Dissolution vs. Divorce for a Second Marriage
A dissolution is faster and cheaper than a divorce because both spouses must agree on every term before filing the joint petition under Ohio Rev. Code § 3105.62. The court schedules the final hearing 30 to 90 days after filing under Ohio Rev. Code § 3105.64. A contested divorce can take 4 to 18 months.
Choosing between dissolution and divorce matters more in a second marriage where you may want a clean, fast exit. A dissolution requires complete agreement on property division, spousal support, custody, and child support before you file, and Ohio courts finalize most dissolutions within 30 to 90 days. A divorce, by contrast, has a mandatory minimum waiting period of 42 days from the date of service before the court can hold a final hearing — this period cannot be waived even if both parties want to move faster, and the clock starts when the respondent is served, not when the complaint is filed. The Ohio Supreme Court sets case management benchmarks of 90 days for dissolutions, 12 months for contested divorces without children, and 18 months for contested divorces with children. If you and your second spouse can agree on terms, dissolution is almost always the faster and less expensive path.
| Factor | Dissolution | Divorce |
|---|---|---|
| Agreement required | Yes, on all terms before filing | No |
| Grounds required | No | Yes (or no-fault) |
| Typical timeline | 30-90 days | 4-18 months |
| Minimum waiting period | 30-day hearing window | 42 days after service (cannot be waived) |
| Temporary support orders | Not available | Available |
As of June 2026.
Recent Ohio Law Changes Affecting Second Divorces
As of 2026, Ohio's core divorce statutes — Ohio Rev. Code § 3105.01 (grounds), § 3105.171 (property), and § 3105.18 (spousal support) — remain substantially unchanged, with no statewide spousal support formula and continued equitable distribution. Filing fees rose modestly across several counties.

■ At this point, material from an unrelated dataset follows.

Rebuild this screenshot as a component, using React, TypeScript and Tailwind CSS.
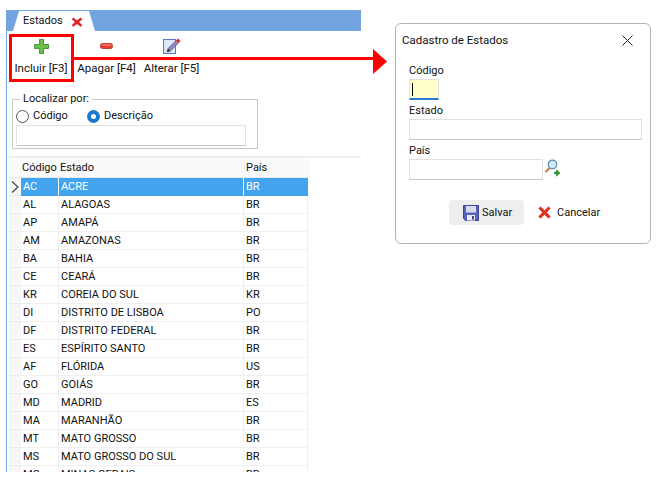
const estados = [
  ["AC", "ACRE", "BR"],
  ["AL", "ALAGOAS", "BR"],
  ["AP", "AMAPÁ", "BR"],
  ["AM", "AMAZONAS", "BR"],
  ["BA", "BAHIA", "BR"],
  ["CE", "CEARÁ", "BR"],
  ["KR", "COREIA DO SUL", "KR"],
  ["DI", "DISTRITO DE LISBOA", "PO"],
  ["DF", "DISTRITO FEDERAL", "BR"],
  ["ES", "ESPÍRITO SANTO", "BR"],
  ["AF", "FLÓRIDA", "US"],
  ["GO", "GOIÁS", "BR"],
  ["MD", "MADRID", "ES"],
  ["MA", "MARANHÃO", "BR"],
  ["MT", "MATO GROSSO", "BR"],
  ["MS", "MATO GROSSO DO SUL", "BR"],
  ["MG", "MINAS GERAIS", "BR"],
];

function IconClose() {
  return (
    <svg width="12" height="12" viewBox="0 0 13 13">
      <path d="M2.5 2 L6.5 5 L10.5 2 L12 3.5 L8.5 6.5 L12 10 L10.5 11.5 L6.5 8.5 L2.5 11.5 L1 10 L4.5 6.5 L1 3.5 Z" fill="#e8202a" stroke="#b8333a" strokeWidth="0.5" />
    </svg>
  );
}

function IconPlus() {
  return (
    <svg width="15" height="15" viewBox="0 0 15 15">
      <path d="M5.5 0.5 H9.5 V5.5 H14.5 V9.5 H9.5 V14.5 H5.5 V9.5 H0.5 V5.5 H5.5 Z" fill="#6cc04a" stroke="#4b9440" strokeWidth="1" />
    </svg>
  );
}

function IconMinus() {
  return (
    <svg width="13" height="6" viewBox="0 0 13 6">
      <rect x="0.5" y="0.5" width="12" height="5" rx="2" fill="#e8392c" stroke="#c8402c" strokeWidth="1" />
      <rect x="2" y="1.5" width="9" height="1" fill="#f7a08c" />
    </svg>
  );
}

function IconEdit() {
  return (
    <svg width="18" height="16" viewBox="0 0 18 16">
      <rect x="0.5" y="1.5" width="12" height="14" fill="#dfe8f8" stroke="#5a78c0" strokeWidth="1" />
      <path d="M4 14 L5 10.5 L13 2.5 L15.5 5 L7.5 13 Z" fill="#8a84c8" stroke="#56507a" strokeWidth="0.6" />
      <path d="M4 14 L5 10.5 L7.5 13 Z" fill="#4a3a20" />
      <path d="M13 2.5 L15 0.5 L17.5 3 L15.5 5 Z" fill="#d83020" />
    </svg>
  );
}

function IconSearch() {
  return (
    <svg width="15" height="18" viewBox="0 0 15 18">
      <path d="M1 12.5 L5 8.5" stroke="#c87a30" strokeWidth="2" strokeLinecap="round" />
      <circle cx="7.5" cy="5.5" r="4.3" fill="#cfeafa" stroke="#5a8aa8" strokeWidth="1.2" />
      <path d="M9.5 13 L11.5 13 L11.5 10.8 L15 14 L11.5 17.2 L11.5 15 L9.5 15 Z" fill="#2fa02f" stroke="#1a6a1a" strokeWidth="0.5" />
    </svg>
  );
}

function IconSave() {
  return (
    <svg width="16" height="16" viewBox="0 0 16 16">
      <path d="M0.5 0.5 H15.5 V15.5 H2.5 L0.5 13.5 Z" fill="#5a62c0" stroke="#3f4698" strokeWidth="1" />
      <rect x="3" y="1" width="10" height="6.5" fill="#d8dce8" />
      <rect x="4" y="10" width="8" height="5.5" fill="#eceef4" />
      <rect x="9" y="11" width="2" height="3.5" fill="#3f4698" />
    </svg>
  );
}

function IconCancel() {
  return (
    <svg width="13" height="13" viewBox="0 0 13 13">
      <path d="M2.5 0.8 L6.5 4.5 L10.5 0.8 L12.3 2.5 L8.5 6.5 L12.3 10.5 L10.5 12.3 L6.5 8.5 L2.5 12.3 L0.7 10.5 L4.5 6.5 L0.7 2.5 Z" fill="#e8301c" stroke="#b8281c" strokeWidth="0.5" />
    </svg>
  );
}

function ToolButton({ icon, label, className }: { icon: React.ReactNode; label: string; className: string }) {
  return (
    <div className={`flex flex-col items-center ${className}`}>
      <div className="h-[18px] flex items-center justify-center">{icon}</div>
      <span className="mt-[5px] leading-[16px] text-[11.5px] whitespace-nowrap">{label}</span>
    </div>
  );
}

export default function App() {
  return (
    <div className="relative w-[670px] h-[498px] bg-white overflow-hidden flex items-start text-[11px] text-[#111] font-['Roboto',sans-serif]">
      {/* Tela de estados */}
      <div className="ml-[6px] mt-[10px] w-[355px] h-[462px] flex flex-col overflow-hidden">
        <div className="h-[21px] bg-[#72a5e0] pl-[7px] flex items-end shrink-0">
          <div className="w-[82px] h-[20px] bg-white [clip-path:polygon(6px_0,76px_0,82px_100%,0_100%)] pl-[10px] pt-px flex items-center gap-[8px]">
            <span>Estados</span>
            <IconClose />
          </div>
        </div>

        <div className="flex-1 min-h-0 border-l border-[#72a5e0] flex flex-col">
          <div className="h-[52px] pt-[6px] flex shrink-0">
            <ToolButton icon={<IconPlus />} label="Incluir [F3]" className="w-[52px] ml-[8px]" />
            <ToolButton icon={<IconMinus />} label="Apagar [F4]" className="w-[57px] ml-[11px]" />
            <ToolButton icon={<IconEdit />} label="Alterar [F5]" className="w-[55px] ml-[9px]" />
          </div>

          {/* Localizar por */}
          <fieldset className="ml-[5px] mt-[10px] w-[246px] h-[56px] border border-[#c8c8c8] px-[3px] shrink-0">
            <legend className="ml-[4px] px-[3px] leading-[12px]">Localizar por:</legend>
            <div className="h-[18px] mt-[2px] flex items-center">
              <span className="w-[13px] h-[13px] rounded-full border border-[#555] bg-white" />
              <span className="ml-[4px] w-[54px]">Código</span>
              <span className="w-[13px] h-[13px] rounded-full border-[4px] border-[#1e78d0] bg-white" />
              <span className="ml-[4px]">Descrição</span>
            </div>
            <div className="h-[21px] w-[230px] border border-[#e2e2e2] border-b-[#c8c8c8] bg-white" />
          </fieldset>

          <div className="mt-[7px] h-[2px] bg-[#eeeeee] shrink-0" />

          {/* Grade */}
          <div className="w-[301px] ml-[2px] mt-px flex-1 min-h-0 overflow-hidden">
            <div className="grid grid-cols-[12px_38px_185px_64px] h-[19px] bg-[#fafafa] border-b border-[#e8e8e8] leading-[18px]">
              <span />
              <span className="pl-px">Código</span>
              <span className="pl-px">Estado</span>
              <span className="pl-[1px] border-l border-[#eeeeee]">País</span>
            </div>
            {estados.map((e, i) => (
              <div key={e[0]} className={`grid grid-cols-[12px_38px_185px_64px] h-[18px] leading-[17px] ${i === 0 ? "text-white" : ""}`}>
                <span className="bg-[#f7f7f7] border-b border-[#ececec] flex items-center justify-center">
                  {i === 0 && (
                    <svg width="8" height="12" viewBox="0 0 8 12">
                      <path d="M1 0.5 L7 6 L1 11.5" fill="none" stroke="#444" strokeWidth="1.2" />
                    </svg>
                  )}
                </span>
                <span className={`pl-[2px] border-b border-r ${i === 0 ? "bg-[#42a4ee] border-[#42a4ee] border-r-white" : "border-[#f0f0f0]"}`}>{e[0]}</span>
                <span className={`pl-[2px] border-b border-r ${i === 0 ? "bg-[#42a4ee] border-[#42a4ee] border-r-white" : "border-[#f0f0f0]"}`}>{e[1]}</span>
                <span className={`pl-[2px] border-b border-r ${i === 0 ? "bg-[#42a4ee] border-[#42a4ee]" : "border-[#f0f0f0]"}`}>{e[2]}</span>
              </div>
            ))}
          </div>
        </div>
      </div>

      {/* Cadastro de Estados */}
      <div className="ml-[34px] mt-[23px] w-[256px] h-[221px] border border-[#b4b4b4] rounded-[6px] bg-white flex flex-col shrink-0">
        <div className="h-[32px] pl-[6px] pr-[17px] flex items-center justify-between">
          <span className="text-[11.5px] pt-[2px]">Cadastro de Estados</span>
          <svg width="11" height="11" viewBox="0 0 11 11">
            <path d="M0.5 0.5 L10.5 10.5 M10.5 0.5 L0.5 10.5" stroke="#222" strokeWidth="1" />
          </svg>
        </div>
        <div className="pl-[13px] flex flex-col">
          <span className="mt-[7px] leading-[16px]">Código</span>
          <div className="w-[30px] h-[21px] bg-[#ffffcc] border border-[#e0e0e0] border-b-2 border-b-[#2a78d8] flex items-center pl-[2px]">
            <span className="w-px h-[13px] bg-black" />
          </div>
          <span className="mt-[3px] leading-[16px]">Estado</span>
          <div className="w-[233px] h-[21px] border border-[#e0e0e0] border-b-[#c8c8c8]" />
          <span className="mt-[3px] leading-[16px]">País</span>
          <div className="flex items-start gap-[2px]">
            <div className="w-[134px] h-[21px] border border-[#e0e0e0] border-b-[#c8c8c8]" />
            <IconSearch />
          </div>
        </div>
        <div className="mt-[20px] ml-[53px] flex items-center">
          <div className="w-[75px] h-[25px] rounded-[4px] bg-[#eeeeee] pl-[14px] flex items-center gap-[3px]">
            <IconSave />
            <span className="pt-[2px]">Salvar</span>
          </div>
          <div className="ml-[14px] flex items-center gap-[6px]">
            <IconCancel />
            <span className="pt-[2px]">Cancelar</span>
          </div>
        </div>
      </div>

      {/* Marcação vermelha sobre a tela */}
      <div className="absolute left-[9px] top-[34px] w-[65px] h-[48px] border-[3px] border-[#ff0000]" />
      <div className="absolute left-[72px] top-[57px] w-[302px] h-[3px] bg-[#ff0000]" />
      <div className="absolute left-[373px] top-[49px] w-[14px] h-[25px] bg-[#ff0000] [clip-path:polygon(0_0,100%_50%,0_100%)]" />
    </div>
  );
}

Ohio has not enacted sweeping divorce reform recently, so the legal framework governing a second divorce in 2026 matches prior years. The six-month residency requirement, the 42-day post-service waiting period, and the 30-to-90-day dissolution hearing window all remain in force. The most practical change affecting filers is the gradual increase in county filing fees, which now range up to $485 in some counties as of April 2026. The mandatory $32 domestic violence shelter surcharge under Ohio Rev. Code § 2303.201 applies to every filing. Because divorce law in Ohio is statutory and county clerks set their own fee schedules within state limits, always confirm current fees, local rules, and procedural requirements with the Clerk of Courts in your filing county before submitting paperwork. A licensed Ohio family law attorney can confirm whether any local rule changes affect your specific situation.